Giobu is a variety in which gold leaf is laid down on an irregular ground. This is covered with a deep red lacquer coloured with “dragon’s blood.” After drying the surface is rubbed down flat, and the gold is visible below, taking different tints according to its varying depth from the surface.
Nashiji (pear ground), one of the most famous styles, is a rich ground of powdered gold with the quality and texture of the rind of a ripe pear, and is largely used in conjunction with other forms of decoration.
A silver ground is also often used with charming effect. In Mr Tomkinson’s collection two very fine pieces of silver lacquer by Goshin, a lacquerer of the eighteenth century, deserve special mention. The ground is of a dim, misty grey, and on this is depicted a landscape with fir-trees on black lacquer.
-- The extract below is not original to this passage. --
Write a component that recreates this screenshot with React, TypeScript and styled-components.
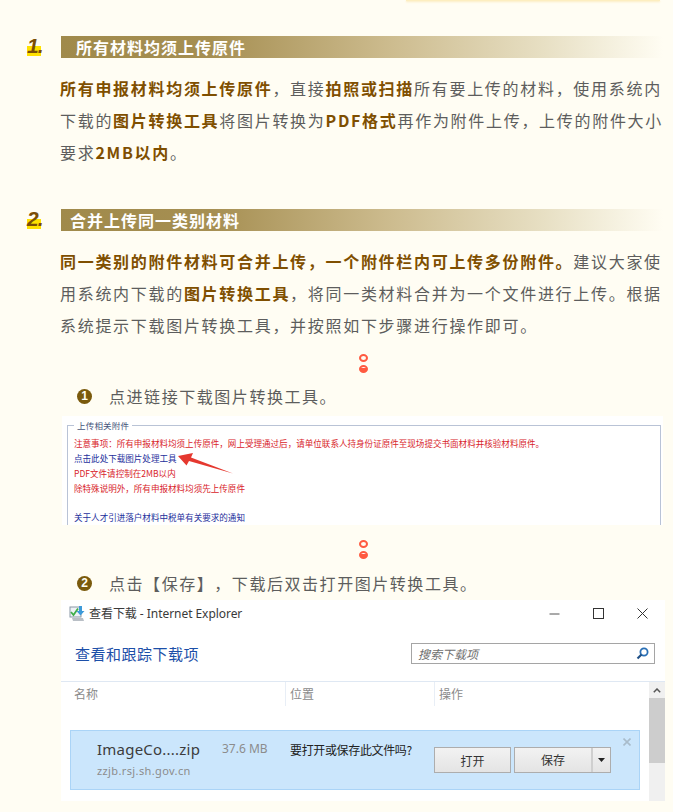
import styled, { createGlobalStyle } from "styled-components";

const GlobalStyle = createGlobalStyle`
  html, body {
    margin: 0;
    padding: 0;
    background: #fffdf3;
  }
  body {
    font-family: "Microsoft YaHei", "Noto Sans CJK SC", "Noto Sans", sans-serif;
    text-spacing-trim: space-all;
  }
`;

const Page = styled.div`
  width: 673px;
  height: 812px;
  overflow: hidden;
  position: relative;
`;

const TopCard = styled.div`
  width: 254px;
  height: 1px;
  margin-left: 406px;
  background: #fdeec0;
  box-shadow: 0 1px 2px #fbe6ae;
`;

const Section = styled.section<{ $top: number }>`
  margin-top: ${(p) => p.$top}px;
`;

const HeadRow = styled.div`
  display: flex;
  height: 22px;
`;

const Num = styled.div`
  width: 61px;
  flex: none;
  padding-left: 27px;
  box-sizing: border-box;
`;

const NumMark = styled.span`
  display: block;
  width: 15px;
  height: 22px;
  font: italic 700 21px/20px "Liberation Sans", sans-serif;
  letter-spacing: -1px;
  color: #7a4e06;
  background: linear-gradient(#ffe100, #ffe100) no-repeat 0 10px / 14px 10px;
`;

const HeadBar = styled.h2<{ $pad: number }>`
  flex: none;
  width: 602px;
  height: 22px;
  margin: 0;
  padding-left: ${(p) => p.$pad}px;
  box-sizing: border-box;
  background: linear-gradient(90deg, #a08a4b 0%, #a68f52 25%, #cdbc8f 55%, #e7dfc3 80%, #fffdf3 100%);
  color: #fff;
  font-size: 16px;
  font-weight: 700;
  line-height: 22px;
  letter-spacing: 1px;
`;

const Para = styled.p`
  width: 602px;
  margin: 14px 0 0 60px;
  font-size: 16px;
  line-height: 32px;
  letter-spacing: 1.7px;
  color: #5d5d5d;
  white-space: nowrap;
`;

const Em = styled.b`
  color: #7f4f00;
  font-weight: 700;
`;

const Dots = styled.div<{ $top: number }>`
  display: flex;
  flex-direction: column;
  align-items: center;
  gap: 3px;
  width: 9px;
  margin: ${(p) => p.$top}px 0 0 359px;
`;

const Ring = styled.div`
  width: 9px;
  height: 8px;
  box-sizing: border-box;
  border: 2px solid #ff5a40;
  border-radius: 50%;
  background: #fffdf3;
`;

const Dot = styled(Ring)`
  background: linear-gradient(#fff 0 30%, #ff5a40 30%);
`;

const Step = styled.div<{ $top: number }>`
  display: flex;
  align-items: center;
  height: 24px;
  margin-top: ${(p) => p.$top}px;
  padding-left: 77px;
  font-size: 16px;
  letter-spacing: 1.55px;
  color: #5d5d5d;
`;

const StepBadge = styled.span`
  flex: none;
  width: 15px;
  height: 15px;
  margin-right: 17px;
  border-radius: 50%;
  background: #7a5a0c;
  color: #fffdf3;
  font: 700 12px/15px "Liberation Sans", sans-serif;
  letter-spacing: 0;
  text-align: center;
`;

/* first screenshot: attachment notes */
const Shot = styled.div`
  width: 601px;
  height: 109px;
  margin: 8px 0 0 62px;
  padding: 9px 2px 0 5px;
  box-sizing: border-box;
  background: #fff;
`;

const Field = styled.div`
  position: relative;
  height: 100px;
  padding: 10px 0 0 6px;
  box-sizing: border-box;
  border: 1px solid #b9c3d6;
  border-width: 1px 1px 0 1px;
  font-size: 8.55px;
  line-height: 15px;
  white-space: nowrap;
`;

const Legend = styled.span`
  position: absolute;
  top: -6px;
  left: 6px;
  padding: 0 3px;
  background: #fff;
  color: #44557a;
  font-size: 8.5px;
  line-height: 11px;
  letter-spacing: 0.2px;
`;

const Note = styled.div<{ $link?: boolean; $gap?: number }>`
  color: ${(p) => (p.$link ? "#1e2f9c" : "#d8242a")};
  margin-top: ${(p) => p.$gap ?? 0}px;
`;

const Arrow = styled.svg`
  position: absolute;
  left: 109px;
  top: 27px;
`;

/* second screenshot: IE download window */
const Win = styled.div`
  width: 604px;
  height: 201px;
  margin: 5px 0 0 61px;
  background: #fff;
  overflow: hidden;
`;

const TitleBar = styled.div`
  display: flex;
  align-items: center;
  height: 26px;
  padding: 0 12px 0 8px;
  font: 12px "Noto Sans", "Noto Sans CJK SC", sans-serif;
  color: #3a3a3a;
`;

const TitleText = styled.span`
  margin-left: 4px;
  letter-spacing: -0.05px;
`;

const WinButtons = styled.div`
  display: flex;
  align-items: center;
  gap: 33px;
  margin-left: auto;
  margin-right: 5px;
`;

const ToolRow = styled.div`
  display: flex;
  align-items: center;
  justify-content: space-between;
  height: 55px;
  padding: 0 10px 0 14px;
  border-bottom: 1px solid #dfe8f3;
`;

const ToolTitle = styled.div`
  font-size: 15px;
  letter-spacing: 0.5px;
  color: #1c4fa8;
`;

const SearchBox = styled.div`
  display: flex;
  align-items: center;
  justify-content: space-between;
  width: 244px;
  height: 21px;
  padding: 0 5px 0 6px;
  box-sizing: border-box;
  border: 1px solid #a5a5a5;
  font-size: 12px;
  font-style: italic;
  color: #6e6e6e;
`;

const ListArea = styled.div`
  display: flex;
  height: 119px;
`;

const ListMain = styled.div`
  flex: 1;
`;

const ColHeads = styled.div`
  display: grid;
  grid-template-columns: 224px 149px 1fr;
  height: 24px;
`;

const ColHead = styled.div`
  padding-left: 13px;
  font-size: 12px;
  line-height: 24px;
  color: #8a8a8a;
  & + & {
    padding-left: 4px;
    border-left: 1px solid #e8eef6;
  }
`;

const Bar = styled.div`
  position: relative;
  display: flex;
  width: 570px;
  height: 60px;
  margin: 24px 0 0 9px;
  box-sizing: border-box;
  border: 1px solid #aad4f7;
  background: #cbe6fc;
`;

const FileCol = styled.div`
  width: 125px;
  padding: 7px 0 0 26px;
  font-family: "Noto Sans", sans-serif;
`;

const FileName = styled.div`
  font-size: 15px;
  line-height: 22px;
  letter-spacing: 0.22px;
  color: #3c3c3c;
  white-space: nowrap;
`;

const FileHost = styled.div`
  margin-top: 4px;
  font-size: 11px;
  line-height: 14px;
  letter-spacing: 0.38px;
  color: #8c8c8c;
`;

const FileSize = styled.div`
  padding-top: 10px;
  width: 68px;
  font: 12px/16px "Noto Sans", sans-serif;
  color: #8c8c8c;
`;

const Ask = styled.div`
  width: 144px;
  padding-top: 10px;
  font-size: 12px;
  line-height: 17px;
  letter-spacing: -0.35px;
  color: #222;
  white-space: nowrap;
`;

const BtnGroup = styled.div`
  display: flex;
  gap: 3px;
  padding-top: 16px;
`;

const Btn = styled.div`
  display: flex;
  align-items: center;
  justify-content: center;
  width: 77px;
  height: 26px;
  box-sizing: border-box;
  border: 1px solid #adadad;
  background: linear-gradient(#f2f2f2, #e4e4e4);
  font-size: 12px;
  color: #333;
`;

const SplitBtn = styled.div`
  display: flex;
  height: 26px;
  box-sizing: border-box;
  border: 1px solid #adadad;
  background: linear-gradient(#f2f2f2, #e4e4e4);
  font-size: 12px;
  color: #333;
`;

const SplitLabel = styled.div`
  width: 76px;
  line-height: 24px;
  text-align: center;
  border-right: 2px solid #cfcfcf;
`;

const SplitCaret = styled.div`
  display: flex;
  align-items: center;
  justify-content: center;
  width: 17px;
`;

const BarClose = styled.svg`
  position: absolute;
  top: 7px;
  right: 8px;
`;

const ScrollTrack = styled.div`
  flex: none;
  width: 16px;
  background: #f0f0f0;
`;

const ScrollUp = styled.div`
  display: flex;
  align-items: center;
  justify-content: center;
  height: 16px;
`;

const ScrollThumb = styled.div`
  height: 65px;
  background: #cdcdcd;
`;

function IeIcon() {
  return (
    <svg width="16" height="17" viewBox="0 0 16 17">
      <rect x="1" y="2" width="11" height="10" fill="#eef2f6" stroke="#8a97a6" />
      <path d="M2 7l2.5 3L9 3.5" fill="none" stroke="#3fae49" strokeWidth="1.8" />
      <path d="M10 1h3v5h2.5l-4 4.5-4-4.5H10z" fill="#3d9ad9" />
      <path d="M3 13h11l1 3H4z" fill="#b9bfc6" />
    </svg>
  );
}

function App() {
  return (
    <Page>
      <GlobalStyle />
      <TopCard />

      <Section $top={35}>
        <HeadRow>
          <Num>
            <NumMark>1.</NumMark>
          </Num>
          <HeadBar $pad={15}>所有材料均须上传原件</HeadBar>
        </HeadRow>
        <Para>
          <Em>所有申报材料均须上传原件</Em>，直接<Em>拍照或扫描</Em>所有要上传的材料，使用系统内
          <br />
          下载的<Em>图片转换工具</Em>将图片转换为<Em>PDF格式</Em>再作为附件上传，上传的附件大小
          <br />
          要求<Em>2MB以内</Em>。
        </Para>
      </Section>

      <Section $top={41}>
        <HeadRow>
          <Num>
            <NumMark>2.</NumMark>
          </Num>
          <HeadBar $pad={9}>合并上传同一类别材料</HeadBar>
        </HeadRow>
        <Para>
          <Em>同一类别的附件材料可合并上传，一个附件栏内可上传多份附件。</Em>建议大家使
          <br />
          用系统内下载的<Em>图片转换工具</Em>，将同一类材料合并为一个文件进行上传。根据
          <br />
          系统提示下载图片转换工具，并按照如下步骤进行操作即可。
        </Para>
      </Section>

      <Dots $top={13}>
        <Ring />
        <Dot />
      </Dots>
      <Step $top={11}>
        <StepBadge>1</StepBadge>
        点进链接下载图片转换工具。
      </Step>

      <Shot>
        <Field>
          <Legend>上传相关附件</Legend>
          <Note>注意事项：所有申报材料均须上传原件，网上受理通过后，请单位联系人持身份证原件至现场提交书面材料并核验材料原件。</Note>
          <Note $link>点击此处下载图片处理工具</Note>
          <Note>PDF文件请控制在2MB以内</Note>
          <Note>除特殊说明外，所有申报材料均须先上传原件</Note>
          <Note $link $gap={14}>关于人才引进落户材料中税单有关要求的通知</Note>
          <Arrow width="58" height="22" viewBox="0 0 58 22">
            <path d="M1 3L16 0L14 4.5L56 20.5L12 8L9.5 12.5Z" fill="#e5382f" />
          </Arrow>
        </Field>
      </Shot>

      <Dots $top={15}>
        <Ring />
        <Dot />
      </Dots>
      <Step $top={12}>
        <StepBadge>2</StepBadge>
        点击【保存】，下载后双击打开图片转换工具。
      </Step>

      <Win>
        <TitleBar>
          <IeIcon />
          <TitleText>查看下载 - Internet Explorer</TitleText>
          <WinButtons>
            <svg width="11" height="11" viewBox="0 0 11 11">
              <path d="M0.5 6h10" stroke="#555" />
            </svg>
            <svg width="11" height="11" viewBox="0 0 11 11">
              <rect x="0.5" y="0.5" width="10" height="10" fill="none" stroke="#333" />
            </svg>
            <svg width="11" height="11" viewBox="0 0 11 11">
              <path d="M0.5 0.5l10 10M10.5 0.5l-10 10" stroke="#333" />
            </svg>
          </WinButtons>
        </TitleBar>
        <ToolRow>
          <ToolTitle>查看和跟踪下载项</ToolTitle>
          <SearchBox>
            搜索下载项
            <svg width="13" height="13" viewBox="0 0 13 13">
              <circle cx="8" cy="5" r="3.6" fill="none" stroke="#2a6fb5" strokeWidth="1.8" />
              <path d="M5.5 7.5L1.5 11.5" stroke="#1f4f86" strokeWidth="2.2" />
            </svg>
          </SearchBox>
        </ToolRow>
        <ListArea>
          <ListMain>
            <ColHeads>
              <ColHead>名称</ColHead>
              <ColHead>位置</ColHead>
              <ColHead>操作</ColHead>
            </ColHeads>
            <Bar>
              <FileCol>
                <FileName>ImageCo....zip</FileName>
                <FileHost>zzjb.rsj.sh.gov.cn</FileHost>
              </FileCol>
              <FileSize>37.6 MB</FileSize>
              <Ask>要打开或保存此文件吗?</Ask>
              <BtnGroup>
                <Btn>打开</Btn>
                <SplitBtn>
                  <SplitLabel>保存</SplitLabel>
                  <SplitCaret>
                    <svg width="7" height="4" viewBox="0 0 7 4">
                      <path d="M0 0h7L3.5 4z" fill="#222" />
                    </svg>
                  </SplitCaret>
                </SplitBtn>
              </BtnGroup>
              <BarClose width="8" height="8" viewBox="0 0 8 8">
                <path d="M0.5 0.5l7 7M7.5 0.5l-7 7" stroke="#a9bccb" strokeWidth="1.6" />
              </BarClose>
            </Bar>
          </ListMain>
          <ScrollTrack>
            <ScrollUp>
              <svg width="8" height="5" viewBox="0 0 8 5">
                <path d="M0.8 4.2L4 1l3.2 3.2" fill="none" stroke="#555" strokeWidth="1.5" />
              </svg>
            </ScrollUp>
            <ScrollThumb />
          </ScrollTrack>
        </ListArea>
      </Win>
    </Page>
  );
}

export default App;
The nearest trees stand out bold and clear, those farther off seem embedded in the mist.
Another style largely used for sword scabbards was samé-nuri, shark-skin lacquer. The skin of a species of ray was stretched over the surface, the rough nodules filed down partially, and the whole covered with black lacquer. On the lacquer being rubbed down smooth and polished the nodules show as white discs on a ground of black.
Such are a few of the leading styles of lacquer; but numberless variations exist, and one piece often includes work in several different styles.
As already pointed out, the use of lacquer was at first entirely utilitarian; its adaptation to the purposes of ornament belongs to a later date. Perhaps the first ornamental lacquer was that applied to sword scabbards, horse furniture, and other warlike trappings. With the growth of a more peaceful civilisation came its application to the arts of peace.